KM at Work: A Look at How Organizations Maximize Knowledge to Deliver Results

Page 1 of 4

      Bookmark and Share

At one time, knowledge management (KM) purely encompassed the library-style research-and-documentation endeavor required to organize knowledge-primarily for companies that trade in knowledge, such as law firms and consultancies. Early in its life, KM was defined by Thomas A. Stewart in a Fortune magazine article entitled "Mapping Corporate Brainpower," as "Efforts to transmute the accumulated knowledge of individual employees into a corporate asset." Today, KM has grown well beyond these original boundaries, and its tenets are leveraged by organizations of all kinds to manage information and intellectual assets. Tammy Erickson, president of the nGenera Innovation Network for nGenera Corp., a software company that delivers collaborative management solutions and a Harvard Business Publishing blog discussion leader, has updated the definition of KM by identifying the Web 2.0 toolset that powers many of today's KM implementations as "stimulating and influencing discretionary effort to drive productivity." Whether taking a traditional or contemporary view of KM, making knowledge into a usable asset remains the goal for many organizations.

KM in Practice

For law firm Gibbons, P.C., the crux of the KM issue has always been "knowledge as an asset for service delivery to clients," according to Patrick V. DiDomenico, the firm's chief knowledge officer. Like many law firms, Gibbons uses an application by LexisNexis called Total Search, which is made specifically for the legal market. DiDomenico points out that the firm, established in 1926, has a long history, so "there is lot of knowledge on those servers, and chances are someone has done something similar, whether it is a type of case or type of deal or written the type of contract before." The ROI, he says, is that "you are spending 5 hours instead of 15" finding that information, saving time, which also translates into cost savings for the client-something very important these days.

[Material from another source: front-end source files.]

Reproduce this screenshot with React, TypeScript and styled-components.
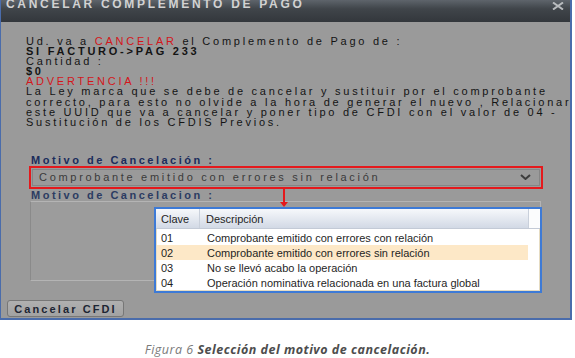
import React from 'react';
import styled, { createGlobalStyle } from 'styled-components';

const GlobalStyle = createGlobalStyle`
  body {
    margin: 0;
    background: #fff;
  }
`;

const Page = styled.div`
  width: 575px;
  height: 358px;
  display: flex;
  flex-direction: column;
  font-family: 'Liberation Sans', Arial, sans-serif;
`;

const Dialog = styled.div`
  position: relative;
  box-sizing: border-box;
  width: 572px;
  height: 320px;
  display: flex;
  flex-direction: column;
  background: #9a9a9a;
  border: 1px solid #4a6cab;
  border-top: none;
  border-right-width: 2px;
  border-bottom-width: 2px;
`;

const TitleBar = styled.div`
  height: 22px;
  flex-shrink: 0;
  display: flex;
  justify-content: space-between;
  align-items: flex-start;
  padding: 0 6px 0 5px;
  background: linear-gradient(#5e646b, #40454a 40%, #33373c);
`;

const Title = styled.span`
  margin-top: -1px;
  font-size: 12px;
  font-weight: bold;
  line-height: 10px;
  letter-spacing: 2.7px;
  color: #d2d2d2;
  white-space: nowrap;
`;

const Close = styled.svg`
  margin-top: 2px;
  width: 12px;
  height: 8px;
`;

const Body = styled.div`
  flex: 1;
  display: flex;
  flex-direction: column;
  padding: 14px 0 0 25px;
`;

const Message = styled.div`
  font-size: 11px;
  line-height: 10.1px;
  letter-spacing: 2.75px;
  color: #141414;
  white-space: nowrap;
`;

const Line = styled.div<{ $bold?: boolean; $red?: boolean }>`
  font-weight: ${({ $bold }) => ($bold ? 'bold' : 'normal')};
  color: ${({ $red }) => ($red ? '#d4161b' : 'inherit')};
`;

const Red = styled.span`
  color: #d4161b;
`;

const Form = styled.div`
  margin: 27px 0 0 3px;
  width: 514px;
  display: flex;
  flex-direction: column;
`;

const FieldLabel = styled.div<{ $soft?: boolean }>`
  margin-left: 2px;
  font-size: 11px;
  font-weight: bold;
  line-height: 12px;
  letter-spacing: 2.5px;
  color: ${({ $soft }) => ($soft ? '#2c3c62' : '#1b2c5c')};
  white-space: nowrap;
`;

const RedFrame = styled.div`
  border: 2px solid #e4191c;
  padding: 1px;
`;

const Select = styled.div`
  height: 15px;
  display: flex;
  align-items: center;
  justify-content: space-between;
  padding: 0 8px 0 6px;
  border: 1px solid #858585;
  font-size: 11px;
  letter-spacing: 2.7px;
  color: #3a3a3a;
  white-space: nowrap;
`;

const TextArea = styled.div`
  margin-left: 1px;
  width: 511px;
  height: 80px;
  box-sizing: border-box;
  border: 1px solid #b4b4b4;
  border-left-color: #8a8a8a;
  background: #9c9c9c;
`;

const Footer = styled.div`
  padding: 0 0 1px 6px;
`;

const Button = styled.div`
  display: inline-flex;
  align-items: center;
  justify-content: center;
  box-sizing: border-box;
  width: 117px;
  height: 17px;
  border: 1px solid #777;
  border-radius: 3px;
  background: linear-gradient(#b0b0b0, #a2a2a2);
  font-size: 11px;
  font-weight: bold;
  letter-spacing: 2.1px;
  color: #1d2533;
`;

const Connector = styled.div`
  position: absolute;
  left: 282px;
  top: 188px;
  width: 2px;
  height: 14px;
  background: #e4191c;

  &::after {
    content: '';
    position: absolute;
    left: -3px;
    top: 14px;
    border-left: 4px solid transparent;
    border-right: 4px solid transparent;
    border-top: 5px solid #e4191c;
  }
`;

const Popup = styled.div`
  position: absolute;
  left: 153px;
  top: 207px;
  width: 388px;
  height: 86px;
  box-sizing: border-box;
  border: 2px solid #3d7ad6;
  background: #fff;
  display: flex;
  flex-direction: column;
  font-size: 11px;
  color: #1f1f1f;
`;

const PopHeader = styled.div`
  height: 20px;
  display: grid;
  grid-template-columns: 44px 1fr 12px;
  align-items: center;
  background: linear-gradient(#f6f8fb, #d2d9e5);
  border-bottom: 1px solid #c3cad6;
`;

const HeadCell = styled.div<{ $sep?: boolean }>`
  height: 100%;
  display: flex;
  align-items: center;
  padding-left: ${({ $sep }) => ($sep ? '6px' : '5px')};
  border-right: ${({ $sep }) => ($sep ? 'none' : '1px solid #c9d0db')};
`;

const Corner = styled.div`
  height: 100%;
  box-sizing: border-box;
  background: #fbfcfd;
  border-left: 1px solid #c9d0db;
`;

const PopList = styled.div`
  flex: 1;
  padding-top: 1px;
  border: 1px solid #e6dcc2;
  border-top: none;
`;

const Row = styled.div<{ $active?: boolean }>`
  margin-right: 11px;
  height: 15px;
  display: grid;
  grid-template-columns: 46px 1fr;
  align-items: center;
  padding-left: 4px;
  background: ${({ $active }) => ($active ? '#fde8c7' : 'transparent')};
  white-space: nowrap;
`;

const CaptionArea = styled.div`
  flex: 1;
  display: flex;
  align-items: center;
  justify-content: center;
  padding-top: 20px;
`;

const Caption = styled.div`
  font-family: 'Open Sans', sans-serif;
  font-size: 12.5px;
  letter-spacing: 0.5px;
  font-style: italic;
  color: #7a7a7a;

  b {
    color: #4d4d4d;
  }
`;

const reasons = [
  { code: '01', text: 'Comprobante emitido con errores con relación' },
  { code: '02', text: 'Comprobante emitido con errores sin relación' },
  { code: '03', text: 'No se llevó acabo la operación' },
  { code: '04', text: 'Operación nominativa relacionada en una factura global' },
];

export default function App() {
  return (
    <Page>
      <GlobalStyle />
      <Dialog>
        <TitleBar>
          <Title>CANCELAR COMPLEMENTO DE PAGO</Title>
          <Close viewBox="0 0 12 8">
            <path d="M1 0.5 L11 7.5 M11 0.5 L1 7.5" stroke="#b9bcbf" strokeWidth="2" />
          </Close>
        </TitleBar>
        <Body>
          <Message>
            <Line>
              Ud. va a <Red>CANCELAR</Red> el Complemento de Pago de :
            </Line>
            <Line $bold>SI FACTURO-&gt;PAG 233</Line>
            <Line>Cantidad :</Line>
            <Line $bold>$0</Line>
            <Line $red>ADVERTENCIA !!!</Line>
            <Line>La Ley marca que se debe de cancelar y sustituir por el comprobante</Line>
            <Line>correcto, para esto no olvide a la hora de generar el nuevo , Relacionar</Line>
            <Line>este UUID que va a cancelar y poner tipo de CFDI con el valor de 04 -</Line>
            <Line>Sustitución de los CFDIS Previos.</Line>
          </Message>
          <Form>
            <FieldLabel>Motivo de Cancelación :</FieldLabel>
            <RedFrame>
              <Select>
                <span>Comprobante emitido con errores sin relación</span>
                <svg width="11" height="6" viewBox="0 0 11 6">
                  <path d="M1 1 L5.5 5 L10 1" fill="none" stroke="#3c3c3c" strokeWidth="2" />
                </svg>
              </Select>
            </RedFrame>
            <FieldLabel $soft>Motivo de Cancelacion :</FieldLabel>
            <TextArea />
          </Form>
        </Body>
        <Footer>
          <Button>Cancelar CFDI</Button>
        </Footer>
        <Connector />
        <Popup>
          <PopHeader>
            <HeadCell>Clave</HeadCell>
            <HeadCell $sep>Descripción</HeadCell>
            <Corner />
          </PopHeader>
          <PopList>
            {reasons.map((r) => (
              <Row key={r.code} $active={r.code === '02'}>
                <span>{r.code}</span>
                <span>{r.text}</span>
              </Row>
            ))}
          </PopList>
        </Popup>
      </Dialog>
      <CaptionArea>
        <Caption>
          Figura 6 <b>Selección del motivo de cancelación.</b>
        </Caption>
      </CaptionArea>
    </Page>
  );
}
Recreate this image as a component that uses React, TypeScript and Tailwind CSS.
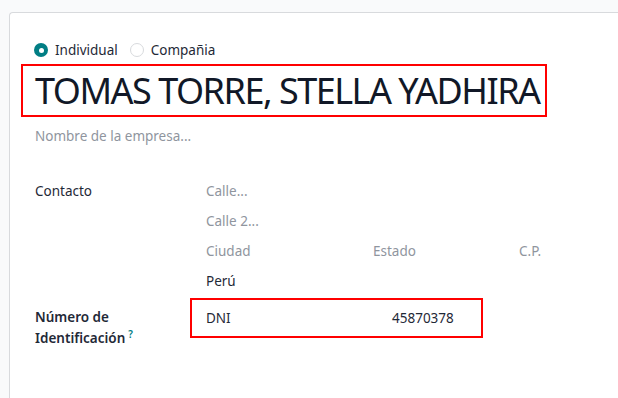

DiDomenico says that the firm quickly moved away from its centrally controlled KM system-which he describes as little more than an electronic version of a brief bank, the old metal filing cabinets that contained thousands of documents. The problem with the centrally located approach, he says, "is that it is very labor intensive and you end up with a small subset of all the documents. The good thing is that it is high quality. However, another problem is that it is expensive and that content goes stale." The current evolution of the firm's KM approach allows users to continuously upload fresh content without any obligation for filtering it. Then DiDomenico weeds out certain content types, such as fax cover sheets, using metadata.

Like the firm's knowledge, its KM system continues to evolve. DiDomenico sees useful qualities in a variety of Web 2.0 tools and has a long list of features that he would like to bring into the system. He would like to find not only internal resources but also outside experts, explaining that it will be useful for practice building. Likewise, he says that tagging would provide a useful tool for sharing legal strategy; the issue has always been that lawyers cannot document strategy directly into legal briefs because "the other side will see them."

DiDomenico looks forward to experimenting with KM's evolving toolset.

He says, "The next generation of Lexis Search Advantage includes ratings and a lot of Web 2.0 technology like that found on Digg.com or Delicious or even on Amazon. And a lot of these technologies are making their way into KM systems and getting behind the firewall."